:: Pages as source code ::
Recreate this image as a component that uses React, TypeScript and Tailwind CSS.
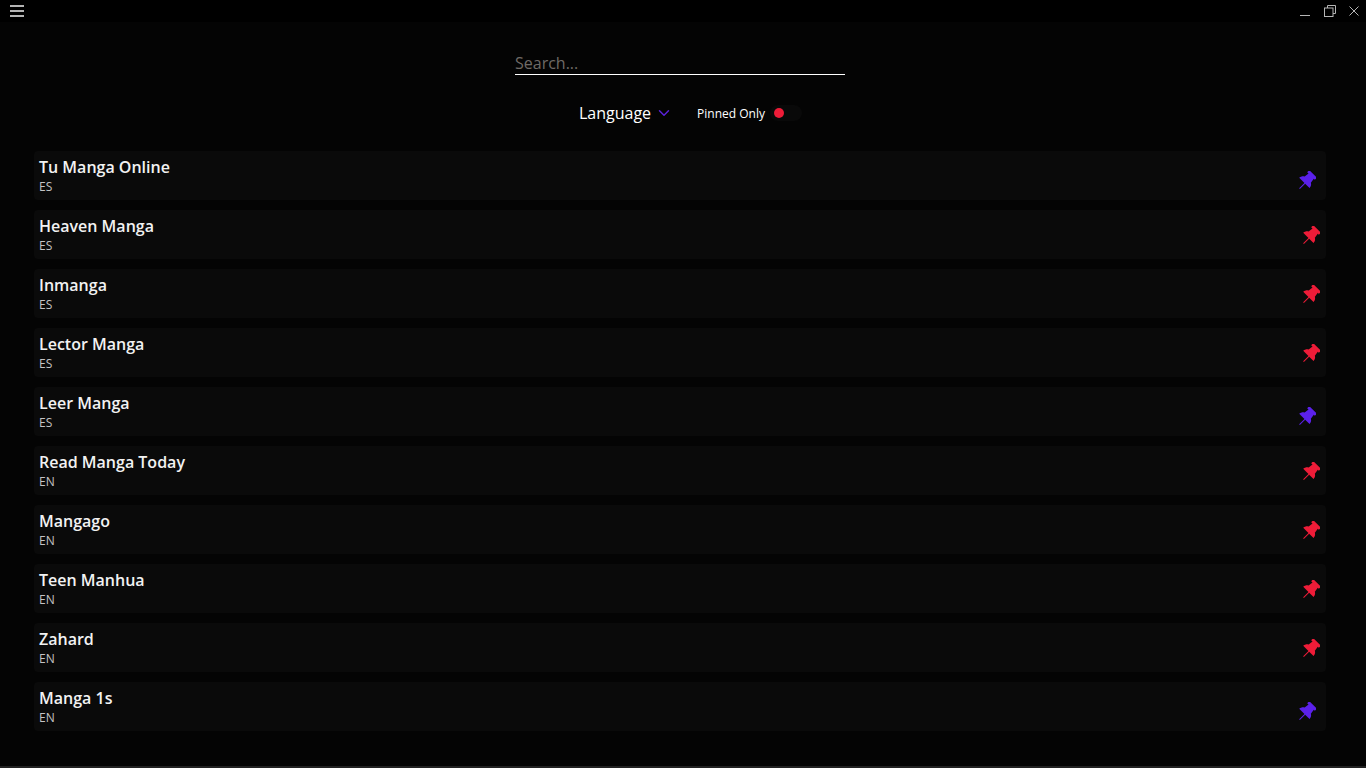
import { ChevronDown } from "lucide-react";

const sources = [
  { name: "Tu Manga Online", lang: "ES", pinned: true },
  { name: "Heaven Manga", lang: "ES", pinned: false },
  { name: "Inmanga", lang: "ES", pinned: false },
  { name: "Lector Manga", lang: "ES", pinned: false },
  { name: "Leer Manga", lang: "ES", pinned: true },
  { name: "Read Manga Today", lang: "EN", pinned: false },
  { name: "Mangago", lang: "EN", pinned: false },
  { name: "Teen Manhua", lang: "EN", pinned: false },
  { name: "Zahard", lang: "EN", pinned: false },
  { name: "Manga 1s", lang: "EN", pinned: true },
];

function Pin({ className }: { className: string }) {
  return (
    <svg viewBox="0 0 24 24" fill="currentColor" className={className}>
      <path
        transform="rotate(45 12 12)"
        d="M5.500 0h13v3.500h-1.800l.8 5.800c2 1 3.300 2.900 3.500 5.700h-7.400v9h-1.200v-9H3.500c.2-2.800 1.500-4.700 3.500-5.700l.8-5.800H5.500z"
      />
    </svg>
  );
}

export default function App() {
  return (
    <div className="h-[768px] overflow-hidden bg-[#040404] font-['Open_Sans',sans-serif] text-white flex flex-col border-b-2 border-[#222222]">
      {/* Title bar */}
      <div className="h-[22px] bg-black flex items-center justify-between shrink-0">
        <div className="ml-[10px] w-[14px] h-[14px] mt-[-1px] flex flex-col justify-between py-px">
          <div className="h-[2px] bg-[#b4b4b4]" />
          <div className="h-[2px] bg-[#b4b4b4]" />
          <div className="h-[2px] bg-[#b4b4b4]" />
        </div>
        <div className="flex items-center text-[#b5b5b5]">
          <svg width="10" height="10" viewBox="0 0 10 10" className="mr-[14px] mt-[3px]">
            <path d="M0 7.5h10" stroke="currentColor" strokeWidth="1" />
          </svg>
          <svg width="12" height="12" viewBox="0 0 12 12" className="mr-[13px]" fill="none">
            <path d="M3.5 3V.5h8v8H9" stroke="currentColor" />
            <rect x="0.5" y="3" width="8.500" height="8.500" stroke="currentColor" />
          </svg>
          <svg width="10" height="10" viewBox="0 0 10 10" className="mr-[7px]" fill="none">
            <path d="M.5.5l9 9M9.5.5l-9 9" stroke="currentColor" />
          </svg>
        </div>
      </div>

      {/* Filters */}
      <div className="flex flex-col items-center shrink-0">
        <div className="w-[330px] mt-[29px] mr-[6px] h-[24px] border-b border-white text-[16px] leading-[24px] text-[#6f6a66]">
          Search...
        </div>
        <div className="flex items-center h-[26px] mt-[25px] ml-[15px]">
          <span className="text-[16px] text-white">Language</span>
          <ChevronDown className="w-[18px] h-[18px] ml-[4px] text-[#5a22d8]" strokeWidth={2} />
          <span className="ml-[24px] mt-[2px] text-[12px] text-white">Pinned Only</span>
          <div className="ml-[5px] w-[32px] h-[16px] rounded-full bg-[#090909] flex items-center pl-[4px]">
            <div className="w-[10px] h-[10px] rounded-full bg-[#ee1c38]" />
          </div>
        </div>
      </div>

      {/* Source list */}
      <div className="mt-[25px] mx-[34px] w-[1292px] flex flex-col gap-[10px]">
        {sources.map((source) => (
          <div
            key={source.name}
            className="h-[49px] rounded bg-[#0a0a0a] flex justify-between pl-[5px] pt-[3px]"
          >
            <div>
              <div className="text-[16px] leading-[26px] font-semibold text-[#f2f2f2]">{source.name}</div>
              <div className="text-[12px] leading-[14px] text-[#c4c4c4]">{source.lang}</div>
            </div>
            {source.pinned ? (
              <Pin className="w-[20px] h-[20px] mt-[17px] mr-[10px] text-[#5b21ea]" />
            ) : (
              <Pin className="w-[20px] h-[20px] mt-[13px] mr-[6px] text-[#ee1c38]" />
            )}
          </div>
        ))}
      </div>
    </div>
  );
}
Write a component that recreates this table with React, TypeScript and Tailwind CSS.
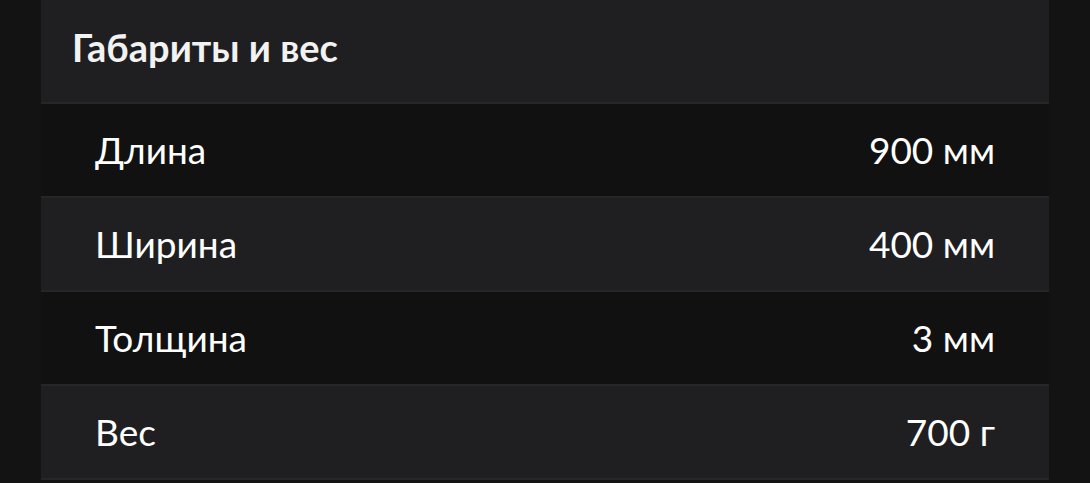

:: Exercise aim ::
Write out every line above exactly as it is, leaving out the pictures.

:: The completed task ::
Recreate this image as a component that uses React, TypeScript and Tailwind CSS.
import { ChevronDown } from "lucide-react";

const sources = [
  { name: "Tu Manga Online", lang: "ES", pinned: true },
  { name: "Heaven Manga", lang: "ES", pinned: false },
  { name: "Inmanga", lang: "ES", pinned: false },
  { name: "Lector Manga", lang: "ES", pinned: false },
  { name: "Leer Manga", lang: "ES", pinned: true },
  { name: "Read Manga Today", lang: "EN", pinned: false },
  { name: "Mangago", lang: "EN", pinned: false },
  { name: "Teen Manhua", lang: "EN", pinned: false },
  { name: "Zahard", lang: "EN", pinned: false },
  { name: "Manga 1s", lang: "EN", pinned: true },
];

function Pin({ className }: { className: string }) {
  return (
    <svg viewBox="0 0 24 24" fill="currentColor" className={className}>
      <path
        transform="rotate(45 12 12)"
        d="M5.500 0h13v3.500h-1.800l.8 5.800c2 1 3.300 2.900 3.500 5.700h-7.400v9h-1.200v-9H3.500c.2-2.800 1.500-4.700 3.500-5.700l.8-5.800H5.500z"
      />
    </svg>
  );
}

export default function App() {
  return (
    <div className="h-[768px] overflow-hidden bg-[#040404] font-['Open_Sans',sans-serif] text-white flex flex-col border-b-2 border-[#222222]">
      {/* Title bar */}
      <div className="h-[22px] bg-black flex items-center justify-between shrink-0">
        <div className="ml-[10px] w-[14px] h-[14px] mt-[-1px] flex flex-col justify-between py-px">
          <div className="h-[2px] bg-[#b4b4b4]" />
          <div className="h-[2px] bg-[#b4b4b4]" />
          <div className="h-[2px] bg-[#b4b4b4]" />
        </div>
        <div className="flex items-center text-[#b5b5b5]">
          <svg width="10" height="10" viewBox="0 0 10 10" className="mr-[14px] mt-[3px]">
            <path d="M0 7.5h10" stroke="currentColor" strokeWidth="1" />
          </svg>
          <svg width="12" height="12" viewBox="0 0 12 12" className="mr-[13px]" fill="none">
            <path d="M3.5 3V.5h8v8H9" stroke="currentColor" />
            <rect x="0.5" y="3" width="8.500" height="8.500" stroke="currentColor" />
          </svg>
          <svg width="10" height="10" viewBox="0 0 10 10" className="mr-[7px]" fill="none">
            <path d="M.5.5l9 9M9.5.5l-9 9" stroke="currentColor" />
          </svg>
        </div>
      </div>

      {/* Filters */}
      <div className="flex flex-col items-center shrink-0">
        <div className="w-[330px] mt-[29px] mr-[6px] h-[24px] border-b border-white text-[16px] leading-[24px] text-[#6f6a66]">
          Search...
        </div>
        <div className="flex items-center h-[26px] mt-[25px] ml-[15px]">
          <span className="text-[16px] text-white">Language</span>
          <ChevronDown className="w-[18px] h-[18px] ml-[4px] text-[#5a22d8]" strokeWidth={2} />
          <span className="ml-[24px] mt-[2px] text-[12px] text-white">Pinned Only</span>
          <div className="ml-[5px] w-[32px] h-[16px] rounded-full bg-[#090909] flex items-center pl-[4px]">
            <div className="w-[10px] h-[10px] rounded-full bg-[#ee1c38]" />
          </div>
        </div>
      </div>

      {/* Source list */}
      <div className="mt-[25px] mx-[34px] w-[1292px] flex flex-col gap-[10px]">
        {sources.map((source) => (
          <div
            key={source.name}
            className="h-[49px] rounded bg-[#0a0a0a] flex justify-between pl-[5px] pt-[3px]"
          >
            <div>
              <div className="text-[16px] leading-[26px] font-semibold text-[#f2f2f2]">{source.name}</div>
              <div className="text-[12px] leading-[14px] text-[#c4c4c4]">{source.lang}</div>
            </div>
            {source.pinned ? (
              <Pin className="w-[20px] h-[20px] mt-[17px] mr-[10px] text-[#5b21ea]" />
            ) : (
              <Pin className="w-[20px] h-[20px] mt-[13px] mr-[6px] text-[#ee1c38]" />
            )}
          </div>
        ))}
      </div>
    </div>
  );
}
Write a component that recreates this table with React, TypeScript and Tailwind CSS.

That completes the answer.